### WHAT YOU NEED TO DO
Copy the listing verbatim, excluding any images found in it.

### SUPPLIED DATA
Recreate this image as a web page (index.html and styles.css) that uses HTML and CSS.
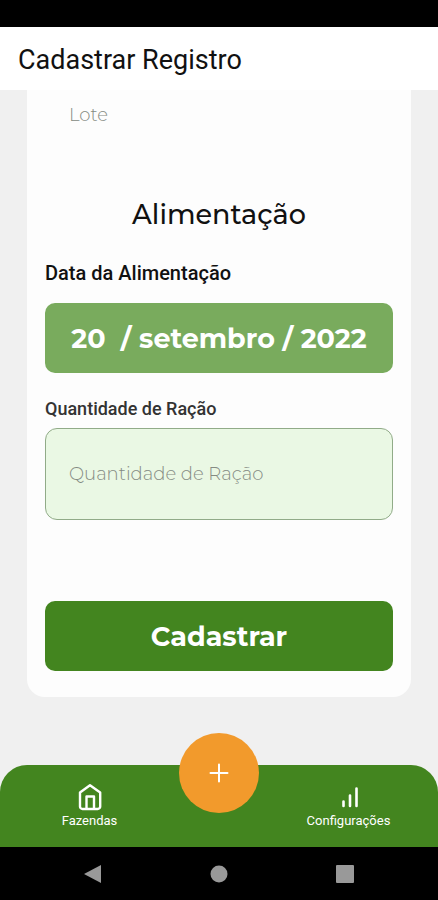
FILE: index.html
```html
<!DOCTYPE html>
<html lang="pt-BR">
<head>
<meta charset="utf-8">
<meta name="viewport" content="width=device-width, initial-scale=1">
<title>Cadastrar Registro</title>
<link rel="stylesheet" href="styles.css">
</head>
<body>
<div class="status-bar"></div>
<header class="app-header"><h1 class="app-title">Cadastrar Registro</h1></header>
<main class="content">
  <form class="card">
    <input class="field field-plain" type="text" placeholder="Lote" aria-label="Lote">
    <h2 class="section-title">Alimentação</h2>
    <label class="label label-date" for="data">Data da Alimentação</label>
    <button class="button button-date" id="data" type="button">20  / setembro / 2022</button>
    <label class="label label-amount" for="racao">Quantidade de Ração</label>
    <input class="field field-boxed" id="racao" type="text" placeholder="Quantidade de Ração">
    <button class="button button-submit" type="submit">Cadastrar</button>
  </form>
</main>
<nav class="tab-bar">
  <a class="tab" href="#fazendas">
    <svg class="tab-icon" viewBox="0 0 28 28" fill="none" stroke="currentColor" stroke-width="2.400" stroke-linejoin="round" aria-hidden="true">
      <path d="M4 9.500 14 2.200l10.200 7.300V23.500a2.500 2.500 0 0 1-2.500 2.500H6.500A2.500 2.500 0 0 1 4 23.500z"/>
      <path d="M10.500 26V13.500h7.500V26"/>
    </svg>
    <span>Fazendas</span>
  </a>
  <button class="add-button" type="button" aria-label="Adicionar">
    <svg class="add-icon" viewBox="0 0 20 20" fill="none" stroke="currentColor" stroke-width="2" stroke-linecap="round" aria-hidden="true"><path d="M10 1.500v17M1.500 10h17"/></svg>
  </button>
  <a class="tab" href="#configuracoes">
    <svg class="tab-icon" viewBox="0 0 28 28" fill="none" stroke="currentColor" stroke-width="2.600" stroke-linecap="round" aria-hidden="true"><path d="M8.500 18.500V23M15 12.500V23M21.500 5.500V23"/></svg>
    <span>Configurações</span>
  </a>
</nav>
<div class="system-bar">
  <button class="system-button" type="button" aria-label="Voltar"><svg class="system-icon" viewBox="0 0 20 20" aria-hidden="true"><path d="M18 1v18L1 10z"/></svg></button>
  <button class="system-button" type="button" aria-label="Início"><svg class="system-icon" viewBox="0 0 20 20" aria-hidden="true"><circle cx="10" cy="10" r="8.500"/></svg></button>
  <button class="system-button" type="button" aria-label="Recentes"><svg class="system-icon" viewBox="0 0 20 20" aria-hidden="true"><rect x="1" y="1" width="18" height="18" rx="1"/></svg></button>
</div>
</body>
</html>
```
FILE: styles.css
```css
* { box-sizing: border-box; }
body {
  display: flex;
  flex-direction: column;
  min-height: 100vh;
  margin: 0;
  background: #f0f0f0;
  color: #111;
  font-family: Roboto, sans-serif;
}
button, input { font-family: Montserrat, Inter, sans-serif; }
button { padding: 0; border: 0; cursor: pointer; }
.status-bar { height: 27px; background: #000; }
.app-header { padding: 17px 18px 14px; background: #fff; }
.app-title { margin: 0; font-size: 27px; line-height: 32px; font-weight: 400; }
.content { flex: 1; padding: 0 27px 68px; }
.card {
  display: flex;
  flex-direction: column;
  padding: 0 18px 26px;
  border-radius: 0 0 18px 18px;
  background: #fdfdfd;
}
.field {
  width: 100%;
  padding: 0 23px;
  border: 1px solid transparent;
  border-radius: 12px;
  background: transparent;
  font-size: 18px;
  font-weight: 300;
}
.field::placeholder { color: #858b83; opacity: 1; }
.field-plain { height: 50px; }
.field-boxed { height: 92px; border-color: #91ab88; background: #eaf8e4; }
.section-title {
  margin: 59px 0 30px;
  font-family: Montserrat, Inter, sans-serif;
  font-size: 27px;
  line-height: 32px;
  font-weight: 500;
  text-align: center;
}
.label { line-height: 24px; font-weight: 500; }
.label-date { margin-bottom: 18px; font-size: 20px; }
.label-amount { margin: 24px 0 7px; color: #333; font-size: 18px; }
.button {
  width: 100%;
  height: 70px;
  border-radius: 10px;
  color: #fff;
  font-size: 27px;
  font-weight: 700;
  white-space: pre;
}
.button-date { background: #79ab5d; }
.button-submit { margin-top: 81px; background: #43851f; }
.tab-bar {
  display: grid;
  grid-template-columns: 1fr 80px 1fr;
  height: 82px;
  border-radius: 27px 27px 0 0;
  background: #43851f;
}
.tab {
  display: flex;
  flex-direction: column;
  align-items: center;
  padding-top: 18px;
  color: #fff;
  font-size: 13px;
  line-height: 20px;
  text-decoration: none;
}
.tab-icon { width: 28px; height: 28px; }
.add-button {
  display: flex;
  align-items: center;
  justify-content: center;
  width: 80px;
  height: 80px;
  margin-top: -32px;
  border-radius: 50%;
  background: #f29a2c;
  color: #fff;
}
.add-icon { width: 20px; height: 20px; }
.system-bar {
  display: flex;
  justify-content: space-around;
  height: 53px;
  padding: 0 30px;
  background: #000;
}
.system-button { display: flex; align-items: center; justify-content: center; width: 22px; background: none; }
.system-icon { width: 20px; height: 20px; fill: #999; }
```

### TASK ANSWER
Recreate this image as a web page (index.html and styles.css) that uses HTML and CSS.
FILE: index.html
```html
<!DOCTYPE html>
<html lang="pt-BR">
<head>
<meta charset="utf-8">
<meta name="viewport" content="width=device-width, initial-scale=1">
<title>Cadastrar Registro</title>
<link rel="stylesheet" href="styles.css">
</head>
<body>
<div class="status-bar"></div>
<header class="app-header"><h1 class="app-title">Cadastrar Registro</h1></header>
<main class="content">
  <form class="card">
    <input class="field field-plain" type="text" placeholder="Lote" aria-label="Lote">
    <h2 class="section-title">Alimentação</h2>
    <label class="label label-date" for="data">Data da Alimentação</label>
    <button class="button button-date" id="data" type="button">20  / setembro / 2022</button>
    <label class="label label-amount" for="racao">Quantidade de Ração</label>
    <input class="field field-boxed" id="racao" type="text" placeholder="Quantidade de Ração">
    <button class="button button-submit" type="submit">Cadastrar</button>
  </form>
</main>
<nav class="tab-bar">
  <a class="tab" href="#fazendas">
    <svg class="tab-icon" viewBox="0 0 28 28" fill="none" stroke="currentColor" stroke-width="2.400" stroke-linejoin="round" aria-hidden="true">
      <path d="M4 9.500 14 2.200l10.200 7.300V23.500a2.500 2.500 0 0 1-2.500 2.500H6.500A2.500 2.500 0 0 1 4 23.500z"/>
      <path d="M10.500 26V13.500h7.500V26"/>
    </svg>
    <span>Fazendas</span>
  </a>
  <button class="add-button" type="button" aria-label="Adicionar">
    <svg class="add-icon" viewBox="0 0 20 20" fill="none" stroke="currentColor" stroke-width="2" stroke-linecap="round" aria-hidden="true"><path d="M10 1.500v17M1.500 10h17"/></svg>
  </button>
  <a class="tab" href="#configuracoes">
    <svg class="tab-icon" viewBox="0 0 28 28" fill="none" stroke="currentColor" stroke-width="2.600" stroke-linecap="round" aria-hidden="true"><path d="M8.500 18.500V23M15 12.500V23M21.500 5.500V23"/></svg>
    <span>Configurações</span>
  </a>
</nav>
<div class="system-bar">
  <button class="system-button" type="button" aria-label="Voltar"><svg class="system-icon" viewBox="0 0 20 20" aria-hidden="true"><path d="M18 1v18L1 10z"/></svg></button>
  <button class="system-button" type="button" aria-label="Início"><svg class="system-icon" viewBox="0 0 20 20" aria-hidden="true"><circle cx="10" cy="10" r="8.500"/></svg></button>
  <button class="system-button" type="button" aria-label="Recentes"><svg class="system-icon" viewBox="0 0 20 20" aria-hidden="true"><rect x="1" y="1" width="18" height="18" rx="1"/></svg></button>
</div>
</body>
</html>
```
FILE: styles.css
```css
* { box-sizing: border-box; }
body {
  display: flex;
  flex-direction: column;
  min-height: 100vh;
  margin: 0;
  background: #f0f0f0;
  color: #111;
  font-family: Roboto, sans-serif;
}
button, input { font-family: Montserrat, Inter, sans-serif; }
button { padding: 0; border: 0; cursor: pointer; }
.status-bar { height: 27px; background: #000; }
.app-header { padding: 17px 18px 14px; background: #fff; }
.app-title { margin: 0; font-size: 27px; line-height: 32px; font-weight: 400; }
.content { flex: 1; padding: 0 27px 68px; }
.card {
  display: flex;
  flex-direction: column;
  padding: 0 18px 26px;
  border-radius: 0 0 18px 18px;
  background: #fdfdfd;
}
.field {
  width: 100%;
  padding: 0 23px;
  border: 1px solid transparent;
  border-radius: 12px;
  background: transparent;
  font-size: 18px;
  font-weight: 300;
}
.field::placeholder { color: #858b83; opacity: 1; }
.field-plain { height: 50px; }
.field-boxed { height: 92px; border-color: #91ab88; background: #eaf8e4; }
.section-title {
  margin: 59px 0 30px;
  font-family: Montserrat, Inter, sans-serif;
  font-size: 27px;
  line-height: 32px;
  font-weight: 500;
  text-align: center;
}
.label { line-height: 24px; font-weight: 500; }
.label-date { margin-bottom: 18px; font-size: 20px; }
.label-amount { margin: 24px 0 7px; color: #333; font-size: 18px; }
.button {
  width: 100%;
  height: 70px;
  border-radius: 10px;
  color: #fff;
  font-size: 27px;
  font-weight: 700;
  white-space: pre;
}
.button-date { background: #79ab5d; }
.button-submit { margin-top: 81px; background: #43851f; }
.tab-bar {
  display: grid;
  grid-template-columns: 1fr 80px 1fr;
  height: 82px;
  border-radius: 27px 27px 0 0;
  background: #43851f;
}
.tab {
  display: flex;
  flex-direction: column;
  align-items: center;
  padding-top: 18px;
  color: #fff;
  font-size: 13px;
  line-height: 20px;
  text-decoration: none;
}
.tab-icon { width: 28px; height: 28px; }
.add-button {
  display: flex;
  align-items: center;
  justify-content: center;
  width: 80px;
  height: 80px;
  margin-top: -32px;
  border-radius: 50%;
  background: #f29a2c;
  color: #fff;
}
.add-icon { width: 20px; height: 20px; }
.system-bar {
  display: flex;
  justify-content: space-around;
  height: 53px;
  padding: 0 30px;
  background: #000;
}
.system-button { display: flex; align-items: center; justify-content: center; width: 22px; background: none; }
.system-icon { width: 20px; height: 20px; fill: #999; }
```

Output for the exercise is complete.